SERVIR E SERVIR OUTRA VEZ
Há
alguns dias atrás numa conversa de família alguém começou a falar de empregadas
domésticas e de como elas cumprem ou não cumprem o que lhes é pedido e qual a
relação que têm na casa onde servem. E, pasme-se alguém, porque a conversa para
aí derivou, ficou escandalizado porque a empregada, na hora da refeição,
sentava-se à mesa com os patrões. Durante uns segundos não queria acreditar em
tamanho espanto.
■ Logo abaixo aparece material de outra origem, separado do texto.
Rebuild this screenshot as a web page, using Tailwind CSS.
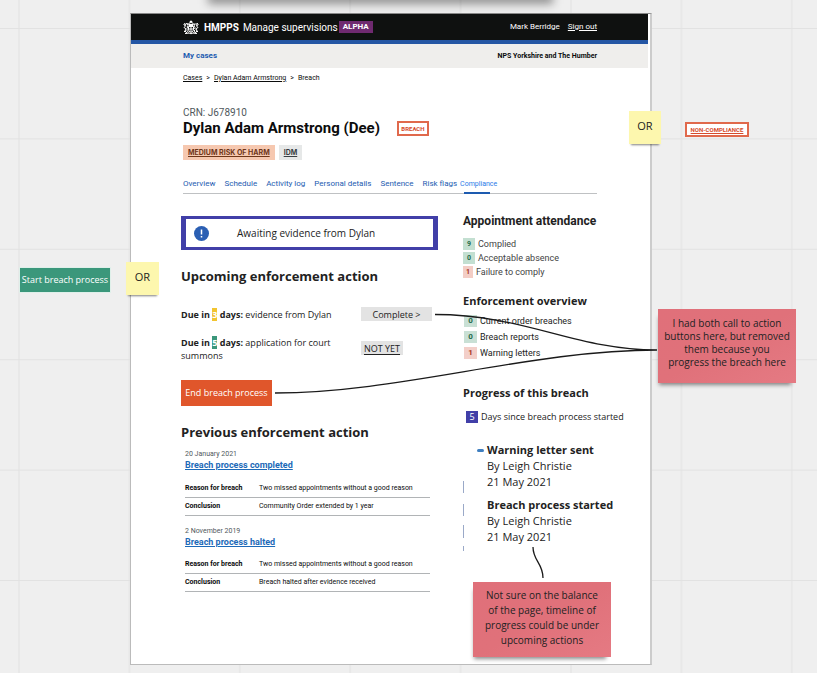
<!DOCTYPE html>
<html lang="en">
<head>
<meta charset="utf-8">
<title>Manage supervisions – breach page</title>
<script src="https://cdn.jsdelivr.net/npm/@tailwindcss/browser@4"></script>
</head>
<body class="bg-[#efefef] font-['Open_Sans','Noto_Sans',sans-serif] text-[#222]">
<div class="relative min-h-screen overflow-hidden pt-[13px] pl-[130px] pb-[7px]">

  <!-- board grid -->
  <svg class="absolute inset-0 w-full h-full" aria-hidden="true">
    <defs>
      <pattern id="grid" x="18" y="28" width="110.4" height="110.4" patternUnits="userSpaceOnUse">
        <path d="M1 0V111M0 .5H111" stroke="#e2e2e2" stroke-width="1" fill="none"/>
      </pattern>
    </defs>
    <rect width="100%" height="100%" fill="url(#grid)"/>
  </svg>
  <div class="absolute -top-2 left-[208px] w-[345px] h-3 bg-black/40 blur-[5px]"></div>

  <!-- design frame -->
  <article class="relative max-w-[522px] bg-white border border-t-[#888] border-l-[#bbb] border-b-[#bbb] border-r-2 border-r-[#ccc] pb-[72px]">
    <div class="font-[Roboto,sans-serif] text-[#0b0c0c]">
      <header class="mr-0.5 h-[30px] bg-[#0f1110] border-b-4 border-[#2456a4] pl-[52px] pr-[51px] flex items-center text-white">
        <svg class="w-4 h-[15px] mr-[5px]" viewBox="0 0 32 30" fill="none" stroke="#fff" stroke-width="2" aria-hidden="true">
          <path d="M16 1v4M13.500 3h5M11 9q0-4 5-4t5 4zM12 11h8"/>
          <path d="M11 13h10v6q0 4-5 6q-5-2-5-6zM11 18h10M16 13v11"/>
          <path d="M9 26q-5-1-5-6l3-2-5-3 3-3-2-5 3 2 2-3 2 5-2 3 3 4-3 3 3 4M2 24l3-3M1 9l3 2"/>
          <path d="M23 26q5-1 5-6l-3-2 5-3-3-3 2-6-3 3-2-2-2 5 2 3-3 4 3 3-3 4M30 24l-3-3M31 9l-3 2"/>
          <path d="M4 27q6 0 8-1 4 3 8 0 3 1 8 1"/>
        </svg>
        <span class="font-bold text-[10px]">HMPPS</span>
        <span class="text-[10px] ml-1">Manage supervisions</span>
        <span class="ml-px px-1 h-3 leading-3 bg-[#6f2a70] text-[8px] font-bold">ALPHA</span>
        <span class="ml-auto text-[8px]">Mark Berridge</span>
        <a href="#" class="ml-2 text-[8px] underline">Sign out</a>
      </header>
      <nav class="mr-0.5 h-6 bg-[#efeeec] pl-[52px] pr-[51px] flex items-center justify-between font-bold">
        <a href="#" class="text-[8px] text-[#1d5bb0]">My cases</a>
        <span class="text-[7px]">NPS Yorkshire and The Humber</span>
      </nav>
      <div class="pl-[52px] pr-[53px]">
        <nav class="h-5 flex items-center gap-1 text-[7px]" aria-label="Breadcrumb">
          <a href="#" class="underline">Cases</a><span>&gt;</span>
          <a href="#" class="underline">Dylan Adam Armstrong</a><span>&gt;</span>
          <span>Breach</span>
        </nav>
        <p class="mt-[18px] text-[10px] leading-[14px] text-[#50585c]">CRN: J678910</p>
        <div class="flex items-center h-[17px] gap-[17px]">
          <h1 class="font-bold text-[15px] leading-[17px]">Dylan Adam Armstrong (Dee)</h1>
          <span class="w-8 h-[15px] border-2 border-[#e0694c] text-[#d64a2b] text-[6px] leading-[11px] font-bold text-center">BREACH</span>
        </div>
        <div class="mt-2 flex gap-1 font-[Inter,sans-serif] text-[7px] leading-[15px] font-bold">
          <a href="#" class="px-[5px] bg-[#f6c8b0] text-[#6e3619] underline underline-offset-1">MEDIUM RISK OF HARM</a>
          <a href="#" class="px-[5px] bg-[#e6e8e8] text-[#383f43] underline underline-offset-1">IDM</a>
        </div>
        <nav class="mt-4 h-[18px] border-b border-[#bfc1c3] flex items-start gap-[9px] text-[8px] leading-4 text-[#1d5bb0]" aria-label="Case">
          <a href="#">Overview</a><a href="#">Schedule</a><a href="#">Activity log</a><a href="#">Personal details</a><a href="#">Sentence</a>
          <a href="#">Risk flags</a>
          <a href="#" aria-current="page" class="-ml-1.5 h-[18px] text-[7px] text-[#2a7be8] relative after:absolute after:left-1 after:w-[26px] after:bottom-0 after:h-0.5 after:bg-[#1d5bb0]">Compliance</a>
        </nav>
      </div>
    </div>

    <div class="grid grid-cols-[257px_1fr] gap-x-[25px] pl-[50px] pt-[22px]">
      <div>
        <div class="h-[34px] border-x-[5px] border-y-[3px] border-[#413fa8] flex items-center pl-2">
          <svg class="w-[15px] h-[15px]" viewBox="0 0 15 15" aria-hidden="true"><circle cx="7.500" cy="7.500" r="7.500" fill="#2b5fb3"/><path d="M7.500 3.500v5M7.500 10v1.500" stroke="#fff" stroke-width="1.500"/></svg>
          <p class="ml-7 text-[10px] leading-4">Awaiting evidence from Dylan</p>
        </div>
        <h2 class="mt-[17px] text-[13px] leading-[18px] font-bold">Upcoming enforcement action</h2>
        <div class="mt-[22px] grid grid-cols-[180px_1fr] gap-y-[14px] text-[9px] leading-[13px]">
          <p class="pt-px"><b>Due in <span class="bg-[#f2c430] text-white">3</span> days:</b> evidence from Dylan</p>
          <button class="w-[71px] h-[14px] bg-[#e3e3e3] leading-[13px]">Complete &gt;</button>
          <p class="pt-px"><b>Due in <span class="bg-[#3b977b] text-white">5</span> days:</b> application for court<br>summons</p>
          <button class="mt-[6px] w-[42px] h-[14px] bg-[#e3e3e3] leading-[13px] underline underline-offset-2">NOT YET</button>
        </div>
        <button class="mt-[18px] w-[91px] h-[26px] bg-[#e0562b] text-white text-[9px]">End breach process</button>
        <h2 class="mt-[17px] text-[13px] leading-[18px] font-bold">Previous enforcement action</h2>

        <div class="pl-1 pr-2 pt-2 font-[Roboto,sans-serif] text-[7px] text-[#0b0c0c]">
          <section>
            <p class="leading-[10px] text-[#50585c]">20 January 2021</p>
            <h3 class="text-[9px] leading-3 font-bold"><a href="#" class="text-[#1d6ab8] underline">Breach process completed</a></h3>
            <table class="mt-2 w-full text-left">
              <tr class="h-[18px] border-b border-[#b1b4b6]"><th class="w-[74px]">Reason for breach</th><td>Two missed appointments without a good reason</td></tr>
              <tr class="h-[18px] border-b border-[#b1b4b6]"><th>Conclusion</th><td>Community Order extended by 1 year</td></tr>
            </table>
          </section>
          <section class="mt-[10px]">
            <p class="leading-[10px] text-[#50585c]">2 November 2019</p>
            <h3 class="text-[9px] leading-3 font-bold"><a href="#" class="text-[#1d6ab8] underline">Breach process halted</a></h3>
            <table class="mt-2 w-full text-left">
              <tr class="h-[18px] border-b border-[#b1b4b6]"><th class="w-[74px]">Reason for breach</th><td>Two missed appointments without a good reason</td></tr>
              <tr class="h-[18px] border-b border-[#b1b4b6]"><th>Conclusion</th><td>Breach halted after evidence received</td></tr>
            </table>
          </section>
        </div>
      </div>

      <div>
        <section class="font-[Roboto,sans-serif]">
          <h2 class="-mt-[3px] text-[12px] leading-4 font-bold">Appointment attendance</h2>
          <ul class="mt-[9px] text-[9px] leading-3 text-[#444] space-y-0.5">
            <li class="flex gap-[3px]"><span class="w-3 bg-[#c3dfd1] text-[#1f6b4a] text-[7px] font-bold text-center">9</span>Complied</li>
            <li class="flex gap-[3px]"><span class="w-3 bg-[#c3dfd1] text-[#1f6b4a] text-[7px] font-bold text-center">0</span>Acceptable absence</li>
            <li class="flex gap-[3px]"><span class="w-[10px] bg-[#f3cdc5] text-[#a8331c] text-[7px] font-bold text-center">1</span>Failure to comply</li>
          </ul>
        </section>
        <section class="mt-[15px]">
          <h2 class="text-[11px] leading-4 font-bold">Enforcement overview</h2>
          <ul class="mt-[6px] pl-px text-[9px] leading-3 font-[Roboto,sans-serif] space-y-1">
            <li class="flex gap-[3px]"><span class="w-[13px] bg-[#c9e0d5] text-[#1f6b4a] text-[8px] font-bold text-center">0</span>Current order breaches</li>
            <li class="flex gap-[3px]"><span class="w-[13px] bg-[#c9e0d5] text-[#1f6b4a] text-[8px] font-bold text-center">0</span>Breach reports</li>
            <li class="flex gap-[3px]"><span class="w-[13px] bg-[#f3cfc9] text-[#a8331c] text-[8px] font-bold text-center">1</span>Warning letters</li>
          </ul>
        </section>
        <section class="mt-[26px]">
          <h2 class="text-[11px] leading-4 font-bold">Progress of this breach</h2>
          <p class="mt-[10px] pl-[3px] flex gap-[3px] text-[9px] leading-3"><span class="w-3 bg-[#413fa8] text-white text-center">5</span>Days since breach process started</p>
          <ol class="mt-[19px] pl-6 text-[11px] leading-4 relative before:absolute before:left-[14px] before:top-[7px] before:w-[7px] before:h-[3px] before:rounded-full before:bg-[#3f7fc0]">
            <li><b>Warning letter sent</b><br>By Leigh Christie<br>21 May 2021</li>
            <li class="mt-[7px]"><b>Breach process started</b><br>By Leigh Christie<br>21 May 2021</li>
          </ol>
        </section>
      </div>
    </div>
  </article>

  <!-- connectors -->
  <svg class="absolute top-0 left-0 w-[817px] h-[673px] pointer-events-none" fill="none" aria-hidden="true">
    <path d="M435 314.500C525 314.500 575 350 657 350M275 393C400 393 530 350 657 350M533 547C533 561 543 563 543 578" stroke="#1a1a1a" stroke-width="1.300"/>
    <path d="M463.500 481v12M463.500 504v12M463.500 525v13M463.500 546v5" stroke="#9aa9c8"/>
  </svg>

  <!-- items placed freely on the board -->
  <button class="absolute left-[19px] top-[267px] w-[92px] h-[26px] bg-[#3b977b] border border-[#dff0ea] text-white text-[9px]">Start breach process</button>
  <div class="absolute left-[126px] top-[262px] w-[33px] h-[33px] bg-[#fdf7ae] text-[11px] leading-[30px] text-center shadow-[0_3px_2px_-2px_rgba(0,0,0,0.5)]">OR</div>
  <div class="absolute left-[629px] top-[111px] w-8 h-[33px] bg-[#fdf7ae] text-[11px] leading-[30px] text-center shadow-[0_3px_2px_-2px_rgba(0,0,0,0.5)]">OR</div>
  <a href="#" class="absolute left-[685px] top-[122px] w-16 h-[15px] bg-white border-2 border-[#e0694c] text-[#d64a2b] font-[Roboto,sans-serif] text-[6px] leading-[11px] font-bold text-center underline">NON-COMPLIANCE</a>
  <div class="absolute left-[658px] top-[309px] w-[138px] h-[74px] bg-linear-to-br from-[#e0707a] via-[#e0717a] to-[#e57a83] px-1 pt-2 text-[10px] leading-[13px] text-center shadow-[-2px_5px_4px_-3px_rgba(0,0,0,0.45)]">I had both call to action<br>buttons here, but removed<br>them because you<br>progress the breach here</div>
  <div class="absolute left-[473px] top-[582px] w-[138px] h-[75px] bg-linear-to-br from-[#e0707a] via-[#e0717a] to-[#e57a83] px-1 pt-[6px] text-[10px] leading-[15px] text-center shadow-[-2px_5px_4px_-3px_rgba(0,0,0,0.45)]">Not sure on the balance<br>of the page, timeline of<br>progress could be under<br>upcoming actions</div>
</div>
</body>
</html>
Aliás, em bom rigor, nem sei porque é que aquilo veio à baila
e era importante ser sublinhado.
Por
momentos, confesso, pensei que tinha regressado ao passado mas depois
refletindo um pouco melhor e porque estava entre crentes, e a fé não pode ser
uma abstração que nos impele só à prática de uma ritualidade estabelecida,
senti-me dentro daquela história, e desafiei-me a mim própria não a julgar mas
a compreender.
No
Evangelho de Lucas (Lc 17,7-10) há uma passagem a propósito desta relação entre
o senhor e o servo: “Quem de vós, tendo um servo a lavrar ou a guardar gado,
lhe dirá quando ele volta do campo: ‘Vem depressa sentar-te à mesa’? Não lhe
dirá antes: ‘Prepara-me o jantar e cinge-te para me servires, até que eu tenha
comido e bebido. Depois comerás e beberás tu’.
Terá
de agradecer ao servo por lhe ter feito o que mandou? Assim também vós, quando
tiverdes feito tudo o que vos foi ordenado, dizei: ‘Somos inúteis servos:
fizemos o que devíamos fazer’”.
Imagino
que muitos de nós, ainda hoje, continuamos a saltar esta página, como saltamos
outras tantas que nos falam de humildade, de respeito e de serviço, como se não
fizéssemos parte desta história. É um dos grandes perigos da nossa vida:
habituarmo-nos a ela sem nos questionarmos, perdendo até a capacidade de nos
interpelarmos, e aí a vida toma conta de nós, e começamos a fazer coisas que
nada têm a ver com aquilo em que dizemos acreditar. Às vezes basta
questionarmos os nossos gestos para perceber que, à custa de os repetirmos, se
tornam tiques e manias com imenso impacto nas nossas relações.
E
comecei a pensar se esta minha familiar se escandalizou e também tem uma
empregada doméstica que come na cozinha, naturalmente, por acaso conhece a
pessoa que trabalha lá em casa; se sabe dos seus problemas, das suas
inquietações, da sua satisfação ou insatisfação para além da relação laboral
que têm, em que uma manda e outra obedece.
O
sentar ou não sentar à mesma mesa com a empregada doméstica é apenas a metáfora
das relações que temos nas nossas vidas e da forma como as deixamos crescer ou
atrofiar; da forma como nos implicamos e atendemos aos outros.
Em
São Miguel, sobretudo nas zonas mais rurais, há uma expressão popular que gosto
muito e que se aplica bem a esta situação: “sei quem é mas não lhe conheço”. É
isto que acontece: vivemos debaixo do mesmo teto, partilhamos espaço mas não
partilhamos vida. E por isso uns comem na cozinha e outros na sala. No final
cada um vai à sua vida, ciente de que cumpriu o seu papel.
Será
isto que a vida nos pede? Se não somos capazes de partilhar a mesa, por esta ou
por aquela razão, como seremos capazes de partilhar o coração? Quantos lugares
novos abrimos nós para acolher, pensar e interpretar os outros?
Por
vezes sinto que somos cada vez mais cristãos para nós mesmos, servindo-nos
somente a nós e por isso, somos mais tristes, mais insatisfeitos, mais
revoltados só porque o que realmente interessa ficou sabe-se lá onde, perdido
numa missa de um domingo qualquer.
Jesus
apresentou-nos um Deus frágil, que se anuncia no amor e na misericórdia e não
na força nem no poder. Que sentido faz a empregada comer na cozinha?
Por Carmo Rodeia
Povoação,
terça-feira, 13 de novembro de 2018.